Obama Says Syria Action Is Sign Putin’s Leadership Slipping

Updated on
  • President tells 60 Minutes that Assad is Putin's 'sole ally'
  • Putin running Russian economy into the ground, Obama says

A Syrian rebel walks the streets of Aleppo, Syria.

Source: AFP via Getty Images

Russia’s military action in Syria is evidence that President Vladimir Putin’s hold on leadership is eroding, President Barack Obama said in an interview with "60 Minutes."

Obama cast Russia’s decision to launch airstrikes in Syria as a desperate move prompted by the weakness of Bashar al-Assad, who has sought to retain power amid a brutal civil war.

"Syria was Russia’s only ally in the region. And today, rather than being able to count on their support and maintain the base they had in Syria, which they’ve had for a long time, Mr. Putin now is devoting his own troops, his own military, just to barely hold together by a thread his sole ally," Obama said in an excerpt of the interview released Friday by CBS News.

The White House has complained that Russia’s strikes have targeted the moderate opposition to Assad, rather than Islamic State militants, and officials have said that forces backed by the U.S. were among those targeted in the campaign.

Training Program

On Friday, the U.S. announced it was shelving a Defense Department program to train and equip opposition fighters, acknowledging the efforts had fallen far short of expectations. Instead, the Pentagon will offer small arms and ammunition to selected opposition leaders for use by their forces rather than picking individuals for training outside Syria.

Russia launched its strikes in Syria before holding talks with the Pentagon about how to avoid any risks of conflict with U.S. and allied forces targeting Islamic State in nearby areas.

The president rejected the notion that his leadership was being challenged by Putin’s moves. Obama cast the Russian strikes as a sign of weakness, and drew a comparison to Putin’s incursion into Ukraine, which prompted international sanctions on key economic sectors.

"I got to tell you, if you think that running your economy into the ground and having to send troops in, in order to prop up your only ally, is leadership, then we’ve got a different definition of leadership," Obama said.

Russia’s Reaction

The comments drew a rebuke from the Kremlin, which said the majority of international observers saw the situation in Syria "diametrically opposite" to the U.S. president.

"The main thing here isn’t leadership, the main thing is the effort, which Russia is putting into fighting the Islamic State and other terrorist, extremist groups," Dmitry Peskov, the Kremlin spokesman, said on a phone call with reporters. "Efforts, which are eventually also aimed at preserving Syria as a single state."

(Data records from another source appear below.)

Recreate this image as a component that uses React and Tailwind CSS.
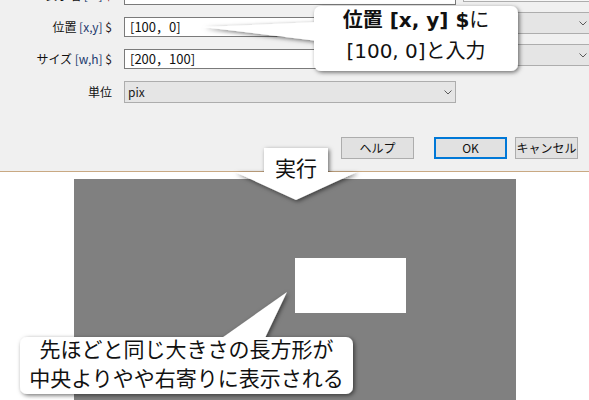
import React from "react";

function Chevron() {
  return (
    <div className="w-[15px] flex items-center justify-center shrink-0">
      <svg width="8" height="5" viewBox="0 0 8 5">
        <polyline points="0.5,0.5 4,4 7.5,0.5" fill="none" stroke="#5a5a5a" strokeWidth="1" />
      </svg>
    </div>
  );
}

function Combo({ text = "", w = "w-[128px]" }) {
  return (
    <div className={`${w} h-[22px] shrink-0 bg-[#e5e5e5] border border-[#adadad] flex items-center`}>
      <div className="flex-1 pl-[3px] text-[12px] leading-[20px] text-[#1a1a1a]">{text}</div>
      <Chevron />
    </div>
  );
}

function Input({ text }) {
  return (
    <div className="w-[332px] h-[20px] mt-[5px] shrink-0 bg-white border border-[#7a7a7a] pl-[5px] text-[13px] leading-[18px] text-[#111] whitespace-pre">
      {text}
    </div>
  );
}

function Label({ children, mt = "mt-[5px]", lh = "leading-[20px]" }) {
  return (
    <div className={`w-[112px] ${mt} ${lh} shrink-0 text-right text-[12px] text-[#111] whitespace-nowrap`}>
      {children}
    </div>
  );
}

function Btn({ children, w = "w-[73px]", primary = false }) {
  return (
    <div
      className={`${w} h-[22px] flex items-center justify-center text-[12px] text-[#111] bg-[#e1e1e1] ${
        primary ? "border-2 border-[#0078d7]" : "border border-[#adadad]"
      }`}
    >
      {children}
    </div>
  );
}

export default function App() {
  return (
    <div className="relative w-[589px] h-[400px] overflow-hidden bg-white font-['Noto_Sans_CJK_JP','Noto_Sans',sans-serif]">
      {/* dialog */}
      <div className="h-[172px] bg-[#f0f0f0] border-b border-[#c9a983] flex flex-col">
        <div className="flex flex-col -mt-[20px]">
          {/* row 0 (cut) */}
          <div className="flex items-start h-[25px]">
            <Label>
              表示名 <span className="text-[#1e3a6e]">[id]</span> <span className="text-[#8a1f1f]">$</span>
            </Label>
            <div className="w-[12px] shrink-0" />
            <Input text="" />
            <div className="w-[7px] shrink-0" />
            <div className="w-[128px] h-[22px] shrink-0 bg-[#f7f7f7] border border-[#adadad]" />
          </div>
          {/* row 1 */}
          <div className="flex items-start h-[25px] mt-[7px]">
            <Label>
              位置 <span className="text-[#1e3a6e]">[x,y]</span> <span className="text-[#2a1c1c]">$</span>
            </Label>
            <div className="w-[12px] shrink-0" />
            <Input text={"[100，0]"} />
            <div className="w-[7px] shrink-0" />
            <Combo />
          </div>
          {/* row 2 */}
          <div className="flex items-start h-[25px] mt-[7px]">
            <Label>
              サイズ <span className="text-[#1e3a6e]">[w,h]</span> <span className="text-[#2a1c1c]">$</span>
            </Label>
            <div className="w-[12px] shrink-0" />
            <Input text={"[200，100]"} />
            <div className="w-[7px] shrink-0" />
            <Combo />
          </div>
          {/* row 3 */}
          <div className="flex items-start h-[22px] mt-[12px]">
            <Label mt="mt-0" lh="leading-[22px]">単位</Label>
            <div className="w-[12px] shrink-0" />
            <Combo text="pix" w="w-[332px]" />
          </div>
        </div>
        {/* buttons */}
        <div className="flex justify-end items-center mt-[34px] pr-[11px]">
          <Btn>ヘルプ</Btn>
          <div className="w-[20px]" />
          <Btn primary>OK</Btn>
          <div className="w-[8px]" />
          <Btn w="w-[63px]">キャンセル</Btn>
        </div>
      </div>

      {/* canvas */}
      <div className="ml-[74px] mt-[7px] w-[442px] h-[240px] bg-[#808080] pt-[79px] pl-[221px]">
        <div className="w-[111px] h-[55px] bg-white" />
      </div>

      {/* callout shapes */}
      <svg className="absolute left-0 top-0 pointer-events-none" width="589" height="400" viewBox="0 0 589 400">
        <defs>
          <filter id="sh" x="-20%" y="-40%" width="140%" height="180%">
            <feDropShadow dx="1.5" dy="1.5" stdDeviation="2.2" floodColor="#000" floodOpacity="0.55" />
          </filter>
        </defs>
        <g filter="url(#sh)" fill="#ffffff">
          <rect x="314" y="6" width="204" height="65" rx="7" />
          <polygon points="318,22 203,27 318,41" />
        </g>
        <g filter="url(#sh)" fill="#ffffff">
          <polygon points="264,148 328,148 328,172 357,172 296,200 235,172 264,172" />
        </g>
        <g filter="url(#sh)" fill="#ffffff">
          <rect x="20" y="337" width="333" height="57" rx="7" />
          <polygon points="219,340 287,292 264,340" />
        </g>
      </svg>

      {/* callout texts */}
      <div className="absolute left-[314px] top-[5px] w-[204px] flex flex-col items-center font-['DejaVu_Sans','Noto_Sans_CJK_JP',sans-serif] text-[20px] leading-[31px] text-[#111] whitespace-nowrap">
        <div>
          <span className="font-bold">位置 [x, y] $</span>に
        </div>
        <div>[100, 0]と入力</div>
      </div>
      <div className="absolute left-[264px] top-[152px] w-[64px] text-center text-[21px] leading-[30px] text-[#111]">
        実行
      </div>
      <div className="absolute left-[20px] top-[334px] w-[333px] flex flex-col items-center text-[21px] leading-[29px] text-[#111] whitespace-nowrap">
        <div>先ほどと同じ大きさの長方形が</div>
        <div>中央よりやや右寄りに表示される</div>
      </div>
    </div>
  );
}
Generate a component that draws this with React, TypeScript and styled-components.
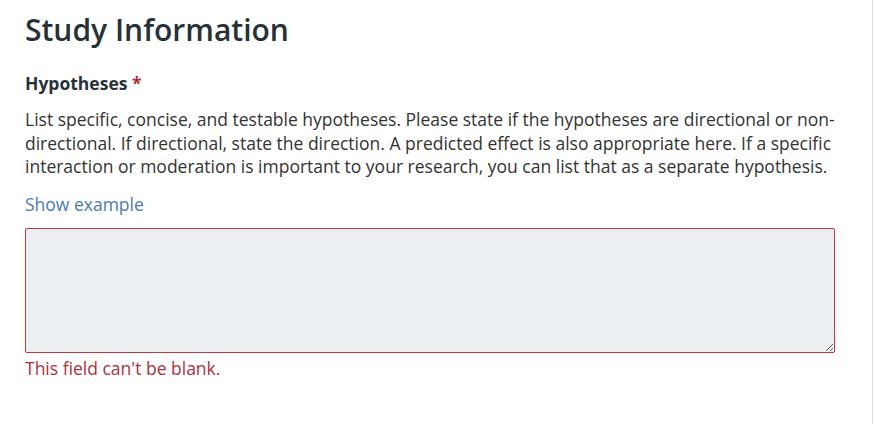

The interview excerpt was released shortly before the White House announced the changes to the train-and-equip program. Ben Rhodes, a deputy national security adviser to Obama, said the Russian military action was "counterproductive" but downplayed its role in the president’s decision to end the training program.

"We’re actually going after ISIL, which Russia is not doing," Rhodes said, using an abbreviation to describe Islamic State. "We see the vast majority of the Russian strikes targeting the non-ISIL opponents to the Assad regime."

The president’s full interview is scheduled to air Sunday night, but was taped before the change in policy was announced. The interview is expected to include a discussion of the 2016 presidential race, including comment onHillary Clinton’s use of a private e-mail server, the possibility that Vice President Joe Biden will enter the race, and Donald Trump’s performance in the Republican nominating contest.